Cette tactique s’avère d’abord efficace et fructueuse et au début du XXe siècle Leopold Bauer devient un architecte à la mode qui ne peut pas se plaindre du manque de travail. Jindřich Vybíral a eu l’occasion de se rendre compte de l’ampleur de cette œuvre :
« Quand j’ai travaillé sur mon livre, j’ai eu sous la main quelque 20 000 dessins de Karl Bauer conservés dans les archives du musée Albertina à Vienne. Evidemment, aucun architecte moderne n’a réalisé une telle quantité de constructions. Néanmoins, Leopold Bauer était de ces architectes qui ont mené à bout beaucoup de leurs projets. Il a réussi à réaliser quelque 150 constructions qui se trouvent surtout en Bohême et en Moravie, mais aussi en Autriche. »Professeur aux Beaux-Arts de Vienne
Depuis le début du XXe siècle, Bauer est considéré par les disciples de l’architecte Otto Wagner comme le successeur de celui-ci au poste de professeur d’architecture à l’Académie des Beaux-Arts à Vienne, car peu de disciples de cet architecte ont réalisé autant de constructions et ont publié autant de textes. Otto Wagner cherche à imposer d’abord au poste de son successeur l’architecte slovène Josip Plecnik, mais ce choix est absolument inacceptable pour l’héritier du trône François-Ferdinand d’Este. Dans cette situation, la candidature de Bauer est une espèce de compromis et il finit en 1913 par être nommé professeur à l’Académie, bien que l’héritier du trône n’en soit pas enchanté non plus. Jindřich Vybíral évoque un des principes de la méthode pédagogique du nouveau professeur:« Bauer a tenté de réformer l’enseignement de l’architecture à l’Académie où il n’y avait à l’époque que peu de disciplines techniques. Il désirait donner aux architectes de l’Académie des connaissances techniques semblables à celles des ingénieurs qui étudiaient à l’Ecole polytechnique. Mais comme il était très conservateur dans ces opinions personnelles, il a été obligé, en 1918, de renoncer à son poste de professeur. »
Après la désintégration de la monarchie autrichienne en 1918, la carrière de Leopold Bauer commence à décliner. Il se ressaisit encore au milieu des années 1920 et réalise un certain nombre de commandes importantes. Jindřich Vybíral distingue deux tendances principales dans sa création.
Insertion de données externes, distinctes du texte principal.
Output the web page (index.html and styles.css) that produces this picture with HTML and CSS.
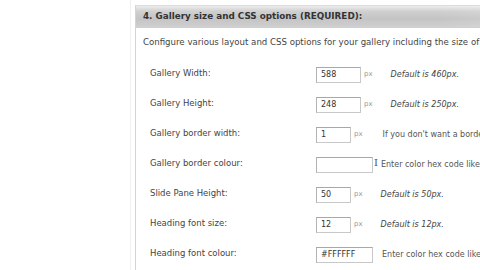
FILE: index.html
```html
<!DOCTYPE html>
<html>
<head>
<meta charset="utf-8">
<link rel="stylesheet" href="styles.css">
</head>
<body>
<div class="page">
  <div class="outer">
    <div class="box">
      <div class="box-head">4. Gallery size and CSS options (REQUIRED):</div>
      <div class="box-body">
        <p class="intro">Configure various layout and CSS options for your gallery including the size of the gallery</p>
        <div class="rows">
          <div class="row"><span class="label">Gallery Width:</span><span class="field w44">588</span><span class="unit">px</span><span class="note em">Default is 460px.</span></div>
          <div class="row"><span class="label">Gallery Height:</span><span class="field w44">248</span><span class="unit">px</span><span class="note em">Default is 250px.</span></div>
          <div class="row"><span class="label">Gallery border width:</span><span class="field w34">1</span><span class="unit">px</span><span class="note plain">If you don't want a border, enter 0.</span></div>
          <div class="row"><span class="label">Gallery border colour:</span><span class="field w56"></span><span class="cursor">I</span><span class="note plain near">Enter color hex code like #000000</span></div>
          <div class="row"><span class="label">Slide Pane Height:</span><span class="field w34">50</span><span class="unit">px</span><span class="note em">Default is 50px.</span></div>
          <div class="row"><span class="label">Heading font size:</span><span class="field w34">12</span><span class="unit">px</span><span class="note em">Default is 12px.</span></div>
          <div class="row"><span class="label">Heading font colour:</span><span class="field w56">#FFFFFF</span><span class="note plain near2">Enter color hex code like #ffffff</span></div>
        </div>
      </div>
    </div>
  </div>
</div>
</body>
</html>
```

FILE: styles.css
```css
html, body {
  margin: 0;
  padding: 0;
  background: #ffffff;
  overflow: hidden;
}
.page {
  width: 480px;
  height: 270px;
  overflow: hidden;
  font-family: "DejaVu Sans", Verdana, sans-serif;
  font-size: 8px;
  color: #333;
  padding-left: 130px;
  box-sizing: border-box;
}
.outer {
  border-left: 1px solid #f0f0f0;
  padding-left: 4px;
  padding-top: 5px;
  height: 100%;
  box-sizing: border-box;
}
.box {
  border-left: 1px solid #d4d4d4;
  border-top: 1px solid #dcdcdc;
  width: 500px;
  height: 300px;
}
.box-head {
  height: 21px;
  line-height: 21px;
  padding-left: 7px;
  font-weight: bold;
  font-size: 8.8px;
  color: #333;
  white-space: nowrap;
  background:
    linear-gradient(to right, rgba(255,255,255,0) 60%, rgba(255,255,255,0.45) 100%),
    linear-gradient(to bottom, #ececec 0%, #d0d0d0 25%, #c4c4c4 60%, #cfcfcf 100%);
  border-bottom: 1px solid #d0d0d0;
}
.box-body {
  padding: 0 0 0 7px;
}
.intro {
  margin: 0;
  padding-top: 9px;
  height: 28px;
  box-sizing: border-box;
  white-space: nowrap;
  line-height: 10px;
  font-size: 8.6px;
  color: #444;
}
.rows {
  padding-top: 3px;
  padding-left: 7px;
}
.row {
  display: flex;
  align-items: center;
  height: 30px;
  white-space: nowrap;
}
.row .label {
  width: 166px;
  flex: none;
  color: #444;
  font-size: 8.5px;
  margin-top: -2px;
}
.field {
  height: 16px;
  box-sizing: border-box;
  border: 1px solid #c8c8c8;
  border-top-color: #a8a8a8;
  border-left-color: #b4b4b4;
  background: #fff;
  padding-left: 4px;
  line-height: 14px;
  color: #333;
  flex: none;
  font-size: 8px;
  margin-top: 1px;
}
.w44 { width: 45px; }
.w34 { width: 35px; }
.w56 { width: 57px; }
.unit {
  margin-left: 3px;
  color: #999;
  font-size: 7px;
}
.note {
  margin-left: 20px;
  color: #555;
}
.note.em {
  font-style: italic;
  color: #444;
  margin-left: 18px;
}
.note.plain { margin-left: 20px; }
.cursor {
  font-family: "DejaVu Serif", serif;
  font-size: 10px;
  color: #555;
  margin-left: 1px;
  margin-top: -4px;
}
.note.near { margin-left: 3px; }
.note.near2 { margin-left: 9px; }
```
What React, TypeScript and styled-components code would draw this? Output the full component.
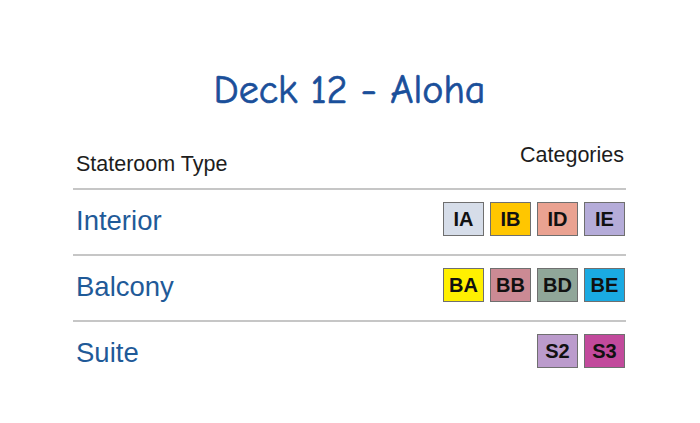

Tandis que ses immeubles d’habitation et ses constructions utilitaires ont un aspect abstrait et une nouvelle symbolique structurelle et fonctionnelle, dans ses réalisations monumentales, il a recours à des inspirations historiques.Leopold Bauer face à la postérité
L’auteur de la monographie rappelle que plusieurs des réalisations importantes de Leopold Bauer ont été conservées sur le territoire tchèque :« Après 1900, Bauer a réalisé une série de projets de villas modernes et très intéressantes dont trois ont été conservées. Une de ces villas, celle pour l’avocat Carl Reissig, a été construite à Brno, et les deux autres, commandées par des industriels verriers, se trouvent à Vimperk et à Klášterský Mlýn. On peut voir encore aujourd’hui toute une série de réalisations de Leopold Bauer dans diverses villes silésiennes dont surtout l’ancienne Chambre du Commerce et de l’Artisanat, le grand magasin Breda et l’église Sainte-Hedwige dans la ville d’Opava. »
Leopold Bauer est mort en 1938 à l’âge de 66 ans. Ses nombreuses réalisations, villas, immeubles d’habitation, usines, banques, institutions publiques, grands-magasins et églises, sont les témoins de sa recherche obstinée d’une architecture pour le XXe siècle et de son esprit original et indépendant. A l’époque où l’architecture européenne a été dominée par le fonctionnalisme, il a refusé de se plier au dictat de la fonction et de la construction pour donner libre cours à une imagination artistique autonome. Cette attitude et même ses inspirations historiques considérées pendant longtemps comme conservatrices et rétrogrades, nous apparaissent aujourd’hui comme courageuses et modernes.